- [SOURCE MATERIAL]
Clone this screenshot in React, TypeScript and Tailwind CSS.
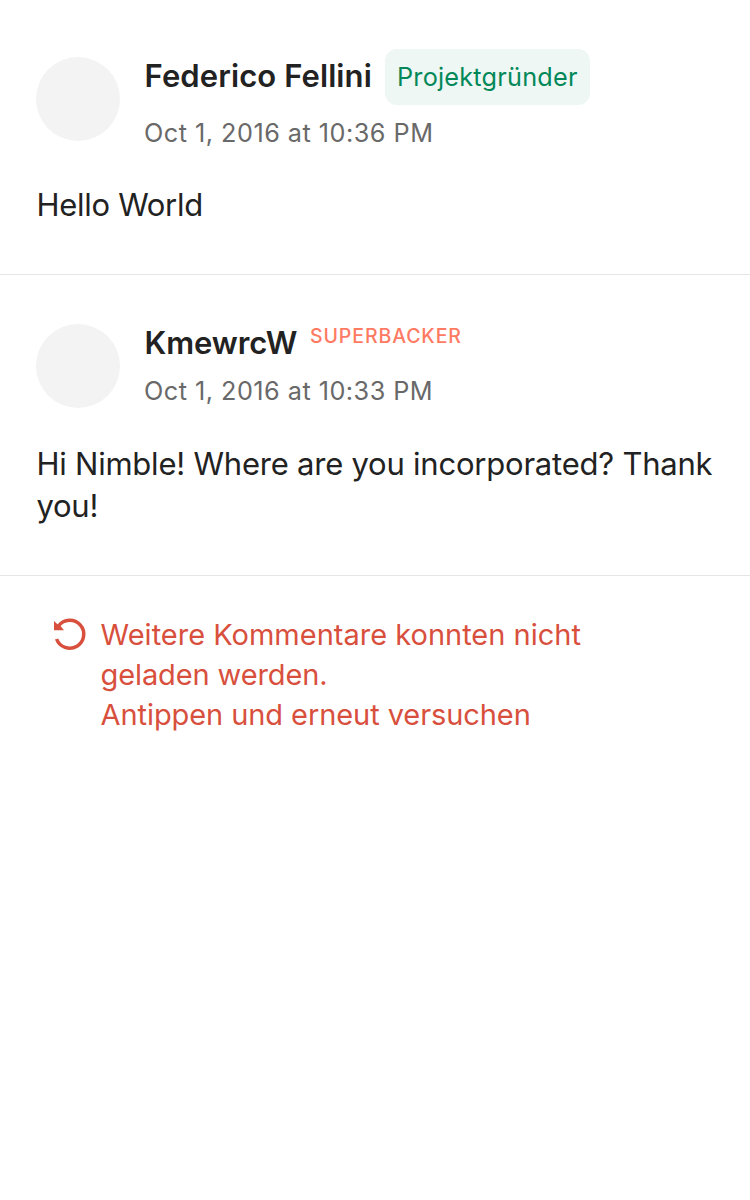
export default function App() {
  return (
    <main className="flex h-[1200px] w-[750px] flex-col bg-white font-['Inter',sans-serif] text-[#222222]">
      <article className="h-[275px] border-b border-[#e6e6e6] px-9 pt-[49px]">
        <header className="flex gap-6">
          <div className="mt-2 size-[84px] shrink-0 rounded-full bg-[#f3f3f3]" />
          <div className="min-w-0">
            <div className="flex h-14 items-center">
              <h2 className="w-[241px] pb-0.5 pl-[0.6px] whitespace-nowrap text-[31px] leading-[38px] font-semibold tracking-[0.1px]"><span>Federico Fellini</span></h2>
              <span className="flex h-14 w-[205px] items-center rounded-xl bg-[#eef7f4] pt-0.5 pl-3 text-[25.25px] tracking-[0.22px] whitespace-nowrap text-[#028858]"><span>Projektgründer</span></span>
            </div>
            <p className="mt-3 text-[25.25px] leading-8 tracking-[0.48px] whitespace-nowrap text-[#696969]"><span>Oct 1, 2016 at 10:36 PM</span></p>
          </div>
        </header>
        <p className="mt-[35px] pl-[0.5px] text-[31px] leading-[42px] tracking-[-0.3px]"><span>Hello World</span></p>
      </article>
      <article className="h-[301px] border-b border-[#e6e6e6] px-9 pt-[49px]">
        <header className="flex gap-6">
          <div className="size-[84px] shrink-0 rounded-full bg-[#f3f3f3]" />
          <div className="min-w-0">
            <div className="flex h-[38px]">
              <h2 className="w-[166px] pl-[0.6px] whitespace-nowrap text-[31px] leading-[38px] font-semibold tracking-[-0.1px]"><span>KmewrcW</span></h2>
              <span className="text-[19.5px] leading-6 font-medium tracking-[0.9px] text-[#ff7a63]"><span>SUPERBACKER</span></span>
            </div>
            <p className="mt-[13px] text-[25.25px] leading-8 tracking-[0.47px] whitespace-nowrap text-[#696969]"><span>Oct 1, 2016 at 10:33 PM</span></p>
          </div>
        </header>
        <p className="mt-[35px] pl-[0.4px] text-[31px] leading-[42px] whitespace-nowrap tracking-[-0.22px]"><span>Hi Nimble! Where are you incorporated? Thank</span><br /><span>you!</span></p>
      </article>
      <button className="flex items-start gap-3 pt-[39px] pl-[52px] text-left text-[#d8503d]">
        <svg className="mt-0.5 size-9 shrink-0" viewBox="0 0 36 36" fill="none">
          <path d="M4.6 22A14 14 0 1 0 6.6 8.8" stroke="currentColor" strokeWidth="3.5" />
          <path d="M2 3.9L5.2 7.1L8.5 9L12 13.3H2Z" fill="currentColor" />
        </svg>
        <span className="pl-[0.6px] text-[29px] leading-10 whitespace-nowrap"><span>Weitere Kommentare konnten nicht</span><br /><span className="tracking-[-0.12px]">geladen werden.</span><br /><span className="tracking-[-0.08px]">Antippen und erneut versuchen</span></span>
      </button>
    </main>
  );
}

- [WHAT THE TASK ASKS] Copy out all of the material exactly as written, without its pictures.

- [RESULT OF THIS TASK]
Clone this screenshot in React, TypeScript and Tailwind CSS.
export default function App() {
  return (
    <main className="flex h-[1200px] w-[750px] flex-col bg-white font-['Inter',sans-serif] text-[#222222]">
      <article className="h-[275px] border-b border-[#e6e6e6] px-9 pt-[49px]">
        <header className="flex gap-6">
          <div className="mt-2 size-[84px] shrink-0 rounded-full bg-[#f3f3f3]" />
          <div className="min-w-0">
            <div className="flex h-14 items-center">
              <h2 className="w-[241px] pb-0.5 pl-[0.6px] whitespace-nowrap text-[31px] leading-[38px] font-semibold tracking-[0.1px]"><span>Federico Fellini</span></h2>
              <span className="flex h-14 w-[205px] items-center rounded-xl bg-[#eef7f4] pt-0.5 pl-3 text-[25.25px] tracking-[0.22px] whitespace-nowrap text-[#028858]"><span>Projektgründer</span></span>
            </div>
            <p className="mt-3 text-[25.25px] leading-8 tracking-[0.48px] whitespace-nowrap text-[#696969]"><span>Oct 1, 2016 at 10:36 PM</span></p>
          </div>
        </header>
        <p className="mt-[35px] pl-[0.5px] text-[31px] leading-[42px] tracking-[-0.3px]"><span>Hello World</span></p>
      </article>
      <article className="h-[301px] border-b border-[#e6e6e6] px-9 pt-[49px]">
        <header className="flex gap-6">
          <div className="size-[84px] shrink-0 rounded-full bg-[#f3f3f3]" />
          <div className="min-w-0">
            <div className="flex h-[38px]">
              <h2 className="w-[166px] pl-[0.6px] whitespace-nowrap text-[31px] leading-[38px] font-semibold tracking-[-0.1px]"><span>KmewrcW</span></h2>
              <span className="text-[19.5px] leading-6 font-medium tracking-[0.9px] text-[#ff7a63]"><span>SUPERBACKER</span></span>
            </div>
            <p className="mt-[13px] text-[25.25px] leading-8 tracking-[0.47px] whitespace-nowrap text-[#696969]"><span>Oct 1, 2016 at 10:33 PM</span></p>
          </div>
        </header>
        <p className="mt-[35px] pl-[0.4px] text-[31px] leading-[42px] whitespace-nowrap tracking-[-0.22px]"><span>Hi Nimble! Where are you incorporated? Thank</span><br /><span>you!</span></p>
      </article>
      <button className="flex items-start gap-3 pt-[39px] pl-[52px] text-left text-[#d8503d]">
        <svg className="mt-0.5 size-9 shrink-0" viewBox="0 0 36 36" fill="none">
          <path d="M4.6 22A14 14 0 1 0 6.6 8.8" stroke="currentColor" strokeWidth="3.5" />
          <path d="M2 3.9L5.2 7.1L8.5 9L12 13.3H2Z" fill="currentColor" />
        </svg>
        <span className="pl-[0.6px] text-[29px] leading-10 whitespace-nowrap"><span>Weitere Kommentare konnten nicht</span><br /><span className="tracking-[-0.12px]">geladen werden.</span><br /><span className="tracking-[-0.08px]">Antippen und erneut versuchen</span></span>
      </button>
    </main>
  );
}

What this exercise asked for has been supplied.